Immediately, he got their attention.
“My gosh,” Young said, “on the opening kickoff, he was going to run through a brick wall. He had all of us nodding. He had that knack for being a competitor.”
Yes, if the Cowboys took Elkins, there would be an intense learning curve. It's one thing to play junior college football, the defenses — and offenses — in the Big 12 are much more complex.
But Elkins' passion and energy and toughness were something they felt they could work with. As a bonus, his late start at the game left him eager to learn and make the most of his window of opportunity, as well as free from any baggage of believing he was a big shot.

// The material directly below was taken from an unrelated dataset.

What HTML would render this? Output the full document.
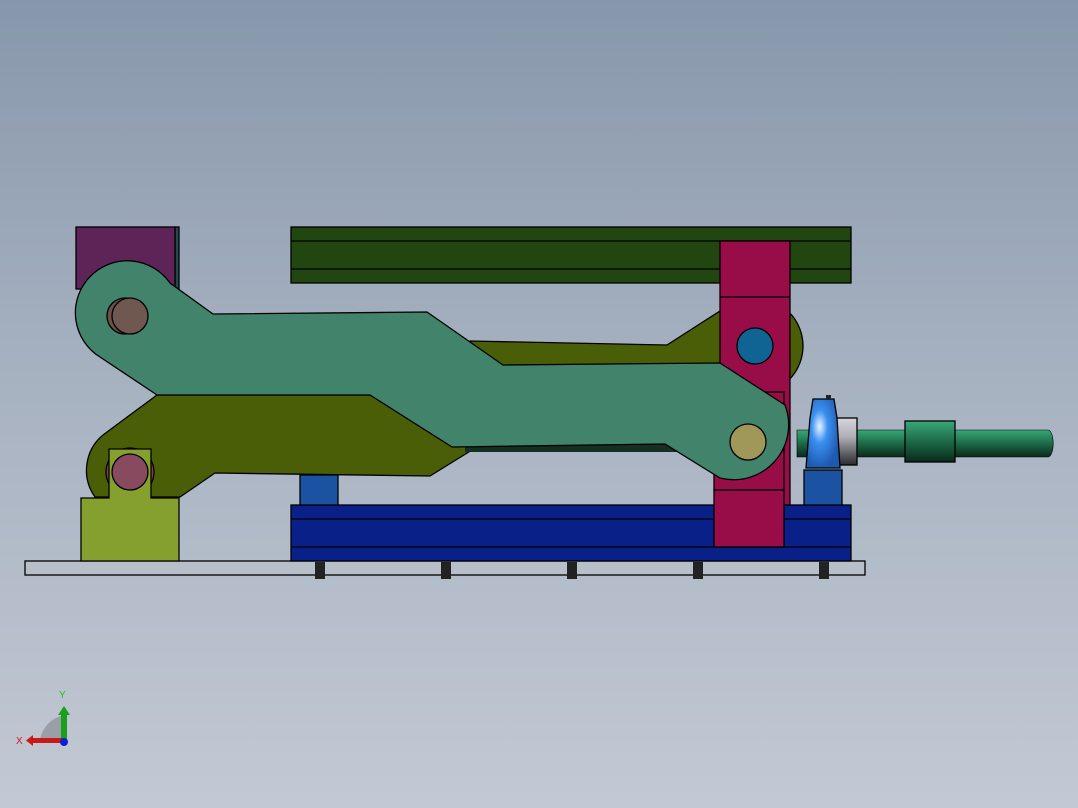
<!DOCTYPE html>
<html><head><meta charset="utf-8"><style>
html,body{margin:0;padding:0;width:1078px;height:808px;overflow:hidden}
body{background:linear-gradient(#8797ab,#a6b1c0 45%,#c3c9d4)}
svg{position:absolute;left:0;top:0}
</style></head><body>
<svg width="1078" height="808" viewBox="0 0 1078 808" stroke="#000" stroke-width="1.3">
<defs>
<linearGradient id="sh" x1="0" y1="0" x2="0" y2="1"><stop offset="0" stop-color="#3aa878"/><stop offset="0.5" stop-color="#1c6a48"/><stop offset="1" stop-color="#0a2a1a"/></linearGradient>
<radialGradient id="bb" cx="0.4" cy="0.4" r="0.6"><stop offset="0" stop-color="#e8f4ff"/><stop offset="0.4" stop-color="#3a90f0"/><stop offset="1" stop-color="#1e5ab0"/></radialGradient>
<linearGradient id="ring" x1="0" y1="0" x2="0" y2="1"><stop offset="0" stop-color="#d8d6dc"/><stop offset="0.4" stop-color="#b0aeb6"/><stop offset="1" stop-color="#2a2a30"/></linearGradient>
</defs>
<rect x="25" y="561" width="840" height="14" fill="#b8bfc9"/>
<g fill="#222" stroke="none">
<rect x="315" y="562" width="10" height="17"/><rect x="441" y="562" width="10" height="17"/><rect x="567" y="562" width="10" height="17"/><rect x="693" y="562" width="10" height="17"/><rect x="819" y="562" width="10" height="17"/>
</g>
<rect x="291" y="505" width="560" height="56" fill="#0a2089"/>
<line x1="291" y1="519" x2="851" y2="519"/><line x1="291" y1="547" x2="851" y2="547"/>
<rect x="300" y="475" width="38" height="30" fill="#1c52a2"/>
<rect x="804" y="470" width="38" height="35" fill="#1c52a2"/>
<rect x="291" y="227" width="560" height="56" fill="#22460f"/>
<line x1="291" y1="241" x2="851" y2="241"/><line x1="291" y1="269" x2="851" y2="269"/>
<rect x="175" y="227" width="4" height="62" fill="#244a50"/>
<rect x="76" y="227" width="99" height="62" fill="#5e2457"/>
<circle cx="755" cy="346" r="48" fill="#4a5e08"/>
<path d="M103,435 L157,395 L420,395 L470,341 L667,345 L720,311 L770,330 L770,420 L700,440 L472,450 L430,476 L215,473 L180,497 L95,497 A46,46 0 0 1 103,435 Z" fill="#4a5e08"/>
<rect x="465" y="443" width="220" height="9" fill="#143022" stroke="none"/>
<rect x="720" y="241" width="70" height="264" fill="#980c48"/>
<line x1="720" y1="297" x2="790" y2="297"/>
<rect x="714" y="392" width="70" height="98" fill="#980c48"/>
<rect x="714" y="490" width="70" height="57" fill="#980c48"/>
<circle cx="755" cy="346" r="18" fill="#106494"/>
<path d="M157,395 L100,357 A52,52 0 1 1 170,283 L213,314 L427,312 L503,365 L720,363 L785,405 A55,55 0 0 1 720,478 L665,444 L452,447 L370,395 Z" fill="#41836b"/>
<circle cx="125" cy="316" r="18" fill="#6a5048"/>
<circle cx="130" cy="316" r="18" fill="#6e5850"/>
<circle cx="748" cy="442" r="18" fill="#a09858"/>
<circle cx="130" cy="472" r="24" fill="#7a3e55"/>
<path d="M81,498 L109,498 L109,449 L151,449 L151,498 L179,498 L179,561 L81,561 Z" fill="#86a030"/>
<circle cx="130" cy="472" r="18" fill="#874a5e"/>
<path d="M797,430 L1048,430 A5,13 0 0 1 1048,457 L797,457 Z" fill="url(#sh)" stroke-width="0.6"/>
<rect x="905" y="421" width="50" height="41" fill="url(#sh)"/>
<rect x="836" y="418" width="21" height="47" fill="url(#ring)"/>
<path d="M813,399 L834,399 L837,418 L840,468 L806,468 L810,418 Z" fill="url(#bb)"/>
<rect x="826" y="395" width="5" height="4" fill="#222" stroke="none"/>
</svg>
<svg width="80" height="80" viewBox="0 0 80 80" style="left:10px;top:680px">
<path d="M30,60 A30,30 0 0 1 55,35 L55,60 Z" fill="#9a9ea6"/>
<rect x="51" y="33" width="6" height="28" fill="#18a018"/>
<path d="M48,35 L54,26 L60,35 Z" fill="#18a018"/>
<rect x="22" y="58" width="33" height="5" fill="#c81818"/>
<path d="M23,55 L16,60.5 L23,66 Z" fill="#c81818"/>
<circle cx="54" cy="62" r="4" fill="#1020d0"/>
<text x="49" y="18" font-family="Liberation Sans,sans-serif" font-size="10" fill="#20c020">Y</text>
<text x="6" y="64" font-family="Liberation Sans,sans-serif" font-size="10" fill="#d01818">X</text>
</svg>
</body></html>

“Those kind of kids, I'm attracted to,” Spencer said. “I'm not attracted to the drama. So I was immediately attracted to him and his personality.
“Now, it just so happens he's 6-4 and weighs 230 and can run. And could jump out of the gym.”

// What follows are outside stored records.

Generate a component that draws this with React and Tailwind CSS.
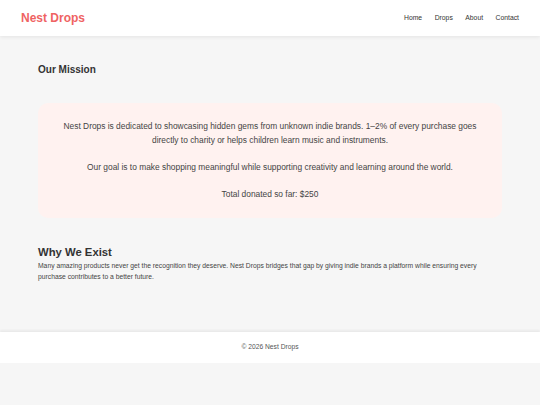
import React from 'react';

export default function App() {
  return (
    <div className="min-h-[405px] bg-[#f6f6f6] font-['Liberation_Sans',Arial,sans-serif]">
      <header className="flex h-[36px] items-center justify-between bg-white px-[21px] shadow-[0_1px_4px_rgba(0,0,0,0.08)]">
        <span className="text-[12px] font-bold text-[#ef6363]">Nest Drops</span>
        <nav className="flex gap-[12.5px] text-[6.8px] text-[#333]">
          <a>Home</a>
          <a>Drops</a>
          <a>About</a>
          <a>Contact</a>
        </nav>
      </header>

      <main className="px-[38px] pt-[28px] pb-[50px]">
        <h2 className="text-[10px] font-bold leading-[12px] text-[#333]">Our Mission</h2>

        <div className="mt-[27px] rounded-[10px] bg-[#fff2f0] px-[20px] py-[17px] text-center text-[8.4px] leading-[13.5px] text-[#444]">
          <p>
            Nest Drops is dedicated to showcasing hidden gems from unknown indie brands. 1–2% of every purchase goes
            directly to charity or helps children learn music and instruments.
          </p>
          <p className="mt-[13.5px]">
            Our goal is to make shopping meaningful while supporting creativity and learning around the world.
          </p>
          <p className="mt-[13.5px]">Total donated so far: $250</p>
        </div>

        <h2 className="mt-[27px] text-[11.3px] font-bold leading-[14px] text-[#333]">Why We Exist</h2>
        <p className="mt-[1px] text-[6.75px] leading-[11px] text-[#444]">
          Many amazing products never get the recognition they deserve. Nest Drops bridges that gap by giving indie brands a platform while ensuring every
          purchase contributes to a better future.
        </p>
      </main>

      <footer className="flex h-[31px] items-center justify-center bg-white text-[6.7px] text-[#555] shadow-[0_-2px_2px_rgba(0,0,0,0.05)]">
        © 2026 Nest Drops
      </footer>
    </div>
  );
}
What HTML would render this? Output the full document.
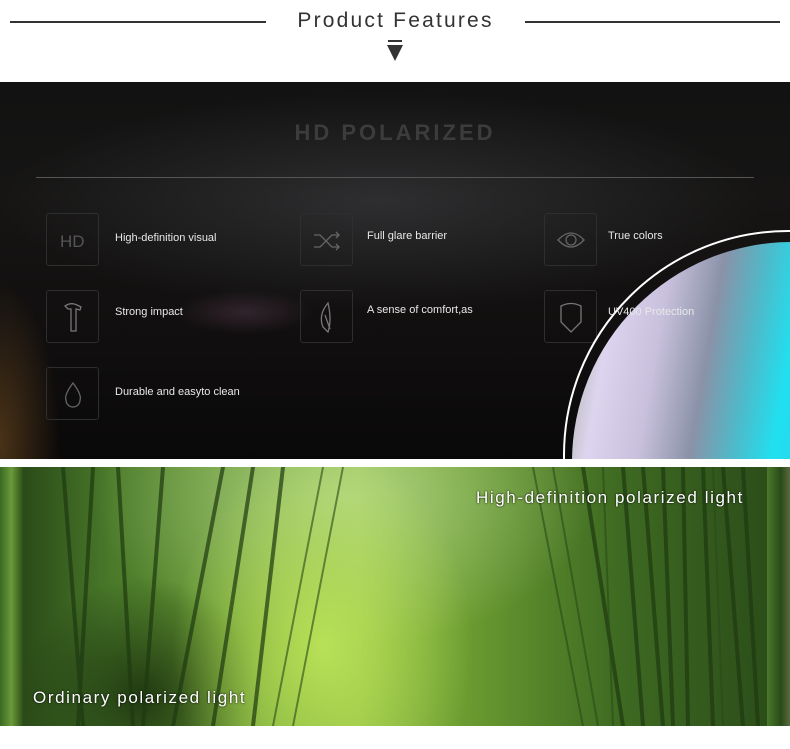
<!DOCTYPE html>
<html><head><meta charset="utf-8"><style>
*{margin:0;padding:0;box-sizing:border-box}
body{width:790px;height:749px;background:#fff;position:relative;overflow:hidden;font-family:"Liberation Sans",sans-serif}
.hl{position:absolute;top:21px;height:2px;background:#333}
.title{position:absolute;left:266px;width:259px;top:9px;text-align:center;font-size:21px;letter-spacing:2.2px;color:#333}
.dark{position:absolute;left:0;top:82px;width:790px;height:377px;overflow:hidden;
background:
radial-gradient(ellipse 60px 160px at 0px 360px,rgba(150,100,40,.45),transparent 100%),
radial-gradient(ellipse 70px 22px at 245px 230px,rgba(90,60,80,.45),transparent 100%),
radial-gradient(ellipse 380px 110px at 380px 120px,rgba(70,70,75,.5),transparent 100%),
linear-gradient(#121212,#161514 30%,#100e0e 70%,#0a0909)}
.hd{position:absolute;top:38px;width:790px;text-align:center;font-size:22px;font-weight:bold;letter-spacing:3px;color:#3c3c3c}
.rule{position:absolute;left:36px;top:95px;width:718px;height:1px;background:#555}
.box{position:absolute;width:53px;height:53px;border:1px solid #2e2e2e;border-radius:3px}
.box svg{position:absolute;left:0;top:0}
.t{position:absolute;color:#e8e8e8;font-size:11px}
.lens{position:absolute;left:563px;top:148px;width:450px;height:450px;border-radius:50%;border:2px solid #fff}
.lens2{position:absolute;left:572px;top:160px;width:440px;height:440px;border-radius:50%;
background:linear-gradient(100deg,#c8c8c8 0%,#b8b8b8 4%,#ddd5ef 10%,#c8c0dc 20%,#8a92a8 30%,#50b8c8 38%,#20e0f0 46%,#30c8e8 60%)}
.forest{position:absolute;left:0;top:467px;width:790px;height:259px;overflow:hidden;background:#000}
.img{position:absolute;left:23px;top:0;width:744px;height:259px;
background:
radial-gradient(ellipse 150px 200px at 300px 180px,rgba(190,230,90,.9),transparent 100%),
radial-gradient(ellipse 120px 120px at 120px 230px,rgba(20,40,10,.8),transparent 100%),
radial-gradient(ellipse 250px 150px at 320px 30px,rgba(200,230,170,.6),transparent 100%),
linear-gradient(90deg,#2a4a18 0%,#4a7a2a 12%,#78a83a 35%,#8cba42 45%,#6a9a30 60%,#3e6a22 80%,#2c4e1a 100%)}
.side{position:absolute;top:0;width:23px;height:259px}
.ft{position:absolute;color:#fff;font-size:17px;letter-spacing:1.6px;text-shadow:0 0 2px #000}
</style></head><body>
<div class="hl" style="left:10px;width:256px"></div>
<div class="hl" style="left:525px;width:255px"></div>
<div class="title">Product Features</div>
<svg style="position:absolute;left:386px;top:40px" width="18" height="22"><rect x="2" y="0" width="14" height="2" fill="#333"/><path d="M1 5 L17 5 L9 21 Z" fill="#333"/></svg>

<div class="dark">
<div class="hd">HD POLARIZED</div>
<div class="rule"></div>

<div class="box" style="left:46px;top:131px"><svg width="53" height="53"><text x="13" y="33" font-size="17" fill="#555" font-family="Liberation Sans">HD</text></svg></div>
<div class="t" style="left:115px;top:150px">High-definition visual</div>
<div class="box" style="left:300px;top:131px"><svg width="53" height="53" fill="none" stroke="#666" stroke-width="1.3"><path d="M13 21h6l12 12h7M13 33h6l12-12h7M35 18l3 3-3 3M35 30l3 3-3 3"/></svg></div>
<div class="t" style="left:367px;top:148px">Full glare barrier</div>
<div class="box" style="left:544px;top:131px"><svg width="53" height="53" fill="none" stroke="#666" stroke-width="1.3"><path d="M13 26q13-14 26 0q-13 14-26 0z"/><circle cx="26" cy="26" r="5"/></svg></div>
<div class="t" style="left:608px;top:148px">True colors</div>

<div class="box" style="left:46px;top:208px"><svg width="53" height="53" fill="none" stroke="#777" stroke-width="1.3"><path d="M18 15q6-4 12-1l4 2-1 3-4-1v22h-5V18h-3z"/></svg></div>
<div class="t" style="left:115px;top:224px">Strong impact</div>
<div class="box" style="left:300px;top:208px"><svg width="53" height="53" fill="none" stroke="#777" stroke-width="1.3"><path d="M27 12q-10 12-5 24l5 5q4-12 0-29zM24 24l5 14"/></svg></div>
<div class="t" style="left:367px;top:222px">A sense of comfort,as</div>
<div class="box" style="left:544px;top:208px"><svg width="53" height="53" fill="none" stroke="#777" stroke-width="1.3"><path d="M16 15q10-5 20 0v16l-10 10-10-10z"/></svg></div>

<div class="box" style="left:46px;top:285px"><svg width="53" height="53" fill="none" stroke="#666" stroke-width="1.3"><path d="M26 15q-9 12-7 17a7 7 0 0 0 14 0q2-5-7-17z"/></svg></div>
<div class="t" style="left:115px;top:304px">Durable and easyto clean</div>

<div class="lens"></div>
<div class="lens2"></div>
<div class="t" style="left:608px;top:224px">UV400 Protection</div>
</div>

<div class="forest">
<div class="side" style="left:0;background:linear-gradient(90deg,#3a6a22,#6a9a3a 50%,#2e5018)"></div>
<div class="side" style="left:767px;background:linear-gradient(90deg,#4a7a2a,#2a4a18 60%,#5a6a40)"></div>
<div class="img">
<svg width="744" height="259" style="position:absolute;left:0;top:0" stroke-linecap="round">
<g stroke="#1e3a10" stroke-width="4" opacity=".7">
<path d="M40 0 L60 259M70 0 L55 259M95 0 L110 259M140 0 L120 259M200 0 L150 259M230 0 L190 259M260 0 L230 259"/>
<path d="M560 0 L600 259M600 0 L620 259M640 0 L650 259M680 0 L690 259M700 0 L720 259M720 0 L735 259M620 0 L640 259M660 0 L665 259"/>
</g>
<g stroke="#2a4a18" stroke-width="2" opacity=".6">
<path d="M510 0 L560 259M530 0 L575 259M580 0 L590 259M690 0 L700 259M300 0 L250 259M320 0 L270 259"/>
</g>
</svg>
<div class="ft" style="left:453px;top:21px">High-definition polarized light</div>
<div class="ft" style="left:10px;top:221px">Ordinary polarized light</div>
</div>
</div>
</body></html>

And can play football, perhaps at the next level.
In his first year as a Cowboy, Elkins started 12 of 13 games, finishing as the team's second-leading tackler with 90 stops. All that came with Elkins again adjusting on the fly.
With a full season and offseason behind him, the logical expectation is that Elkins will be even better this fall.

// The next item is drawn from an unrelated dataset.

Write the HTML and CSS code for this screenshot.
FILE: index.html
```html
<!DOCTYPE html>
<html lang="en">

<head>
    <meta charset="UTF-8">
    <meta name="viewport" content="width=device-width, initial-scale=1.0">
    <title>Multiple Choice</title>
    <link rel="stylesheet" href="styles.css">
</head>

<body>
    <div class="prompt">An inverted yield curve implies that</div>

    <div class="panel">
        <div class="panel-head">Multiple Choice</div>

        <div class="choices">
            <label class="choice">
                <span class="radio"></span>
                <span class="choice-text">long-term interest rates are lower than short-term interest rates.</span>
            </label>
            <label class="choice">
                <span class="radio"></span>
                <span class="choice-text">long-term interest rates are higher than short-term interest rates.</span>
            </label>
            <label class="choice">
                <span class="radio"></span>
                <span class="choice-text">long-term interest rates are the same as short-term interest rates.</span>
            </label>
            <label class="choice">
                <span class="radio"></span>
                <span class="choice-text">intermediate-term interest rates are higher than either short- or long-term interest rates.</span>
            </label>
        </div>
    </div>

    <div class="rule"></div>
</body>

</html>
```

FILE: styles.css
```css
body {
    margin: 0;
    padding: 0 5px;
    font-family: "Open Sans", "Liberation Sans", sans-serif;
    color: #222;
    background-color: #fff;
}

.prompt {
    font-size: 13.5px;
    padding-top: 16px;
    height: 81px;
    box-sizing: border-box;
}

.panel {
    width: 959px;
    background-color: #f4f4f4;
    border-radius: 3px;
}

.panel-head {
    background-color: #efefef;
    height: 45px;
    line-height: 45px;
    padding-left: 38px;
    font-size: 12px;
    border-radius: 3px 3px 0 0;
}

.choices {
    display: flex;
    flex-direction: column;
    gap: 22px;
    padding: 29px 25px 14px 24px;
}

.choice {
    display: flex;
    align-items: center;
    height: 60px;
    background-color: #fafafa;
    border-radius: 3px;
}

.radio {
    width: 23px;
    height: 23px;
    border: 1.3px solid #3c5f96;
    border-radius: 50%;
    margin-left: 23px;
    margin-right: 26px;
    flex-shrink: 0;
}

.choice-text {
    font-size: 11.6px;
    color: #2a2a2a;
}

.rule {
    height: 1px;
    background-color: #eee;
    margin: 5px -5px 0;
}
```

“I feel like it's going to be a big year for me,” he said. “Every year I've had, I've made a big stride. I don't plan on stopping now.
“Even after this year, I hope to continue on with that. It would definitely be too early for me to put this game down. I really don't take time off. I don't have that kind of opportunity.”
So that's how a kid with no football experience survives a cattle call to try out for two roster spots at a junior college, makes the team and eventually plays his way into a scholarship and starting linebacker role at Oklahoma State.
And the story may not end there.
If Elkins truly is improved, he'll warrant All-Big 12 recognition, maybe NFL Draft consideration.
By now, who wouldn't believe it?
“He pushes his own limits,” Adamson said. “He has a desire to succeed, and that desire is extremely powerful. And he thrives on the pressure of challenges and competition.
“It's like he's been fed premium fuel, because he's just turbocharged. He gives his heart and soul.”